* Begin EXERCISE INPUTS *

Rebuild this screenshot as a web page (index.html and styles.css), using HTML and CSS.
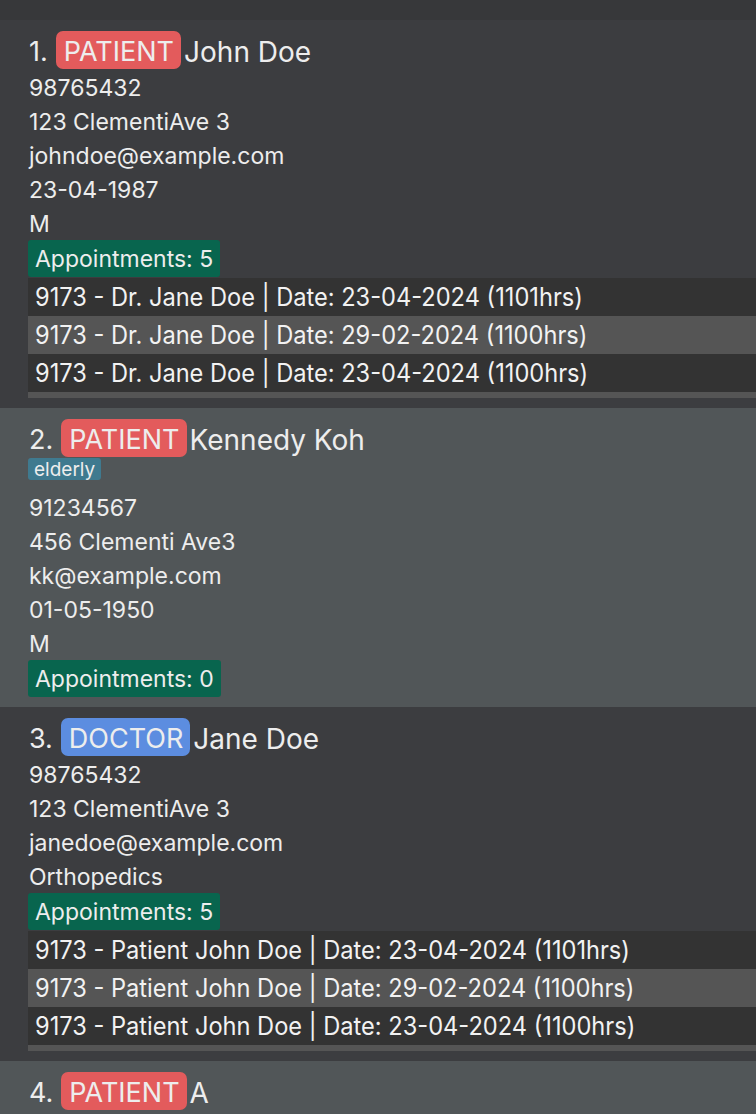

* End EXERCISE INPUTS *
* Begin EXERCISE INPUTS *

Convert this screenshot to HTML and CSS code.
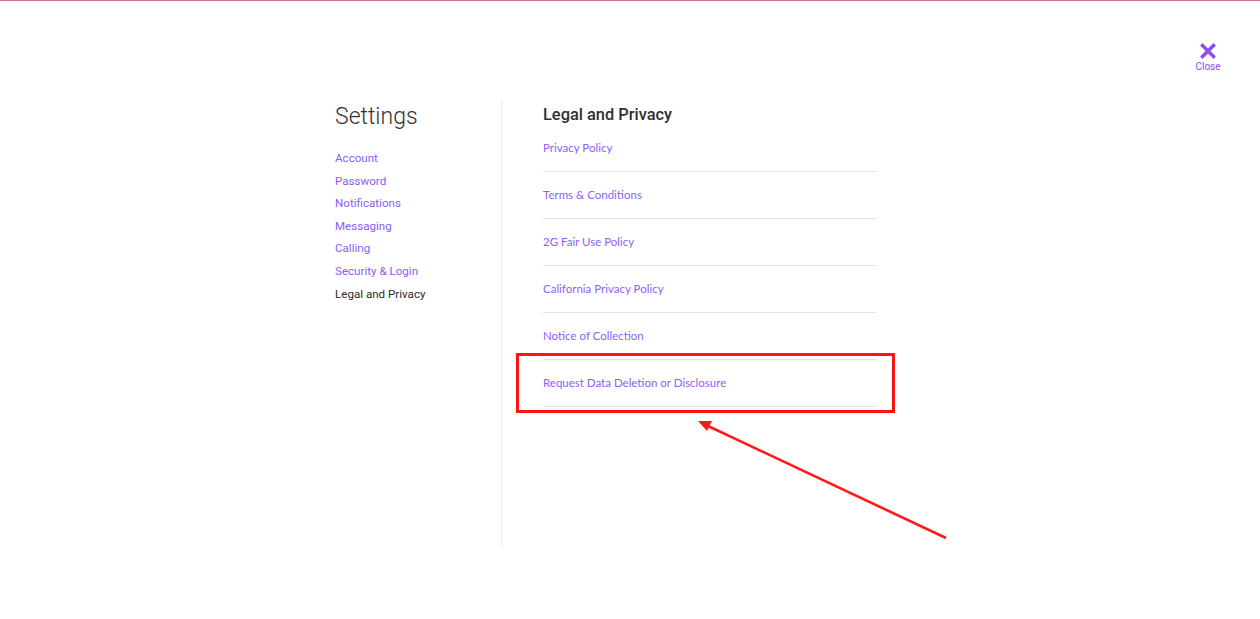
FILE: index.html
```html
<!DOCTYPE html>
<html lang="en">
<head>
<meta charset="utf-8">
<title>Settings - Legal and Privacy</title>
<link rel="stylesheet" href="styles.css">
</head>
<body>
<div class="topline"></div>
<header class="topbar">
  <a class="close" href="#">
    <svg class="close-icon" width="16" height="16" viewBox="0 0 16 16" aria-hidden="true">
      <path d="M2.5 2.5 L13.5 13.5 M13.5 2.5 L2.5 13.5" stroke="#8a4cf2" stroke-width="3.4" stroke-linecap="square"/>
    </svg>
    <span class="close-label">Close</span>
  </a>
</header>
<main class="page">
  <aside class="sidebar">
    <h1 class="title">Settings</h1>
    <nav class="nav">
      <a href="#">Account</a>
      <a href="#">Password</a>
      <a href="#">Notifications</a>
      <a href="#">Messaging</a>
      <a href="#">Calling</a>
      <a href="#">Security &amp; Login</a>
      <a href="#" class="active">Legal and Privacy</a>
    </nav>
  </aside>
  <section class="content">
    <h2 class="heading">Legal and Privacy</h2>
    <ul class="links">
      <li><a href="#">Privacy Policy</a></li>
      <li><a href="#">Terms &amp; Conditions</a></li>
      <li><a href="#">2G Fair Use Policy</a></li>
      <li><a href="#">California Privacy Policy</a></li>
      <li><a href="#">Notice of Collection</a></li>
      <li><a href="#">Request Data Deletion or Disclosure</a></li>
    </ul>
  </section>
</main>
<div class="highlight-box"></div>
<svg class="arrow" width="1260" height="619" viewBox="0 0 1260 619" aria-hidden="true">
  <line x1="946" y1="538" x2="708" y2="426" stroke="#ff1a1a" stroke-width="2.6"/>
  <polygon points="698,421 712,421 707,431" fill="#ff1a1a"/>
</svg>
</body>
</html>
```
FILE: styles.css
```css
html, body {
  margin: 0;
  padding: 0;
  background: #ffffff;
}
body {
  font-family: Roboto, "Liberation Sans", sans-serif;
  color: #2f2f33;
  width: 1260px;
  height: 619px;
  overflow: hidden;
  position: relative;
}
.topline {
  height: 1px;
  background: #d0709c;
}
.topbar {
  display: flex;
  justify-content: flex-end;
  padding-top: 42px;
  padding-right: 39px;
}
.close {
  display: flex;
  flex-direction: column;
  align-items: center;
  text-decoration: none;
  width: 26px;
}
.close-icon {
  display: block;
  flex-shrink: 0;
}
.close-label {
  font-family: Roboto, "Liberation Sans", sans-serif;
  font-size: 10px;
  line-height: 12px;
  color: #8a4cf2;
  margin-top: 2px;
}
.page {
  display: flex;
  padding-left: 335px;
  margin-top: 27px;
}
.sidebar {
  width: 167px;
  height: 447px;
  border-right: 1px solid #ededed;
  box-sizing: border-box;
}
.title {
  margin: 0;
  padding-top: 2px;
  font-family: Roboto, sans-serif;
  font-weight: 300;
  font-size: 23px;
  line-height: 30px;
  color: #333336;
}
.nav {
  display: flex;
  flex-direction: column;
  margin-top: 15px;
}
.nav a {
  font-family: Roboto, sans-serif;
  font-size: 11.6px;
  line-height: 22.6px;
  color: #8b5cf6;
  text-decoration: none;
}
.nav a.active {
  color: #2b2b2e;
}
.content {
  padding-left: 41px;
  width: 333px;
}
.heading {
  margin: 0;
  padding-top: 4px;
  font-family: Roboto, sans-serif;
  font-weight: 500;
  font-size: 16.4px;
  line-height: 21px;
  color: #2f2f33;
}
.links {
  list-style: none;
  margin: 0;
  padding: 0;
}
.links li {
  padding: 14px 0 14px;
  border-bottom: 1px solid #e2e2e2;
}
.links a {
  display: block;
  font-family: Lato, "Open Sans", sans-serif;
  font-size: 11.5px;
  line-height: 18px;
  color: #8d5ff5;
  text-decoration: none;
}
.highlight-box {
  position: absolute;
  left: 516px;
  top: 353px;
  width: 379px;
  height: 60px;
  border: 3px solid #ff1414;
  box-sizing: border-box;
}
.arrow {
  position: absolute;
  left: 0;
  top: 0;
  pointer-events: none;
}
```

* End EXERCISE INPUTS *
* Begin EXERCISE INPUTS *

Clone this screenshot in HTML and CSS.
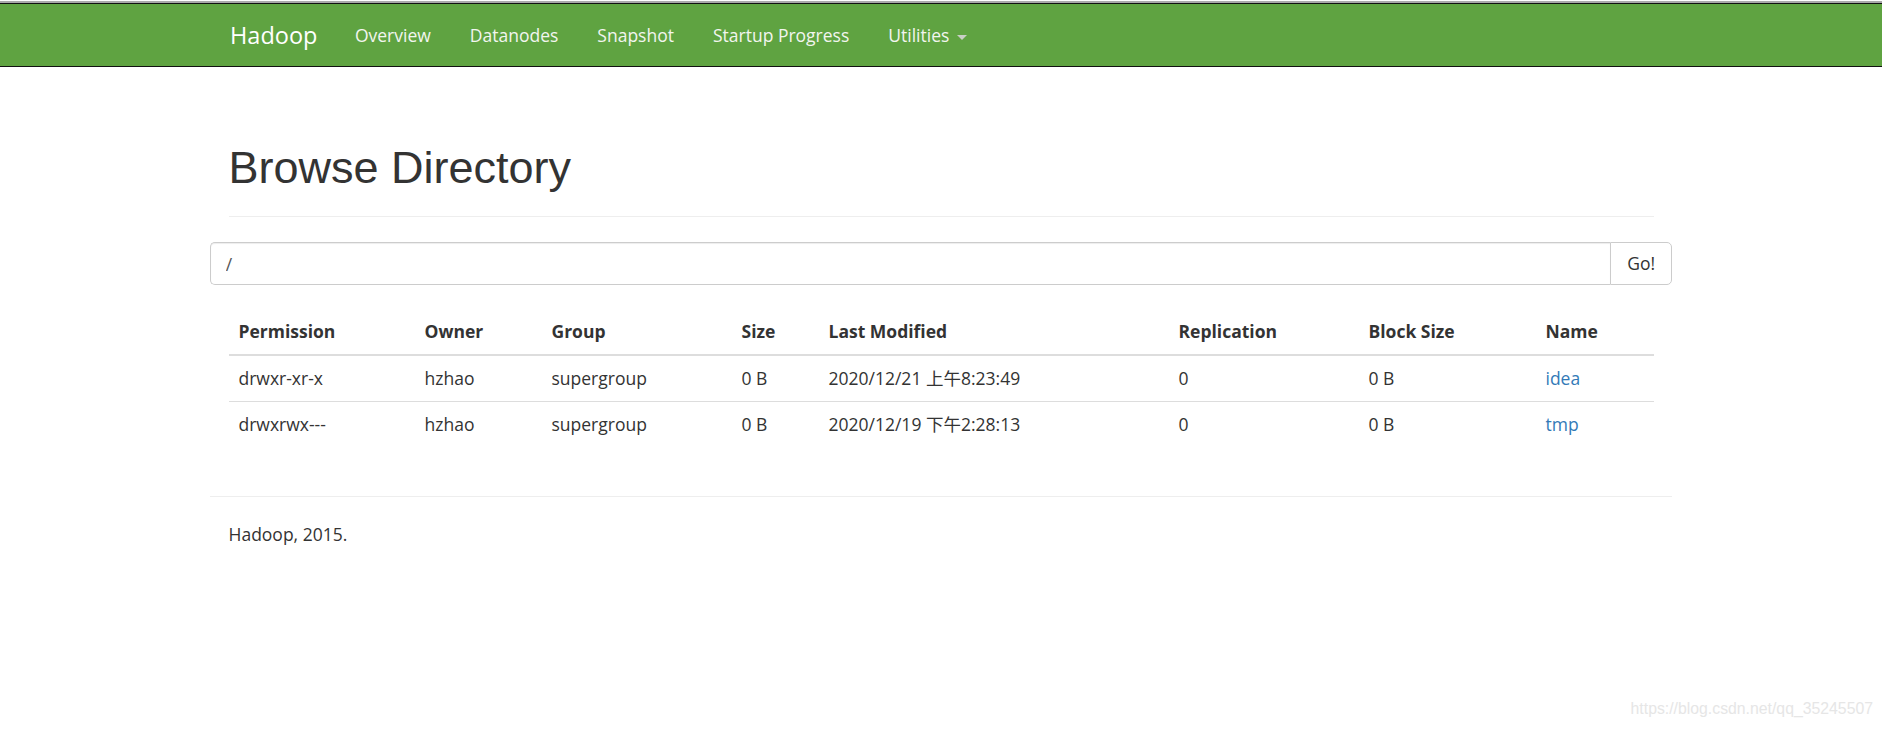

* End EXERCISE INPUTS *

WRITTEN PROBLEM: Go through the records. Copy each line where "screenshot" appears.

COMPLETE ANSWER:
Rebuild this screenshot as a web page (index.html and styles.css), using HTML and CSS.
Convert this screenshot to HTML and CSS code.
Clone this screenshot in HTML and CSS.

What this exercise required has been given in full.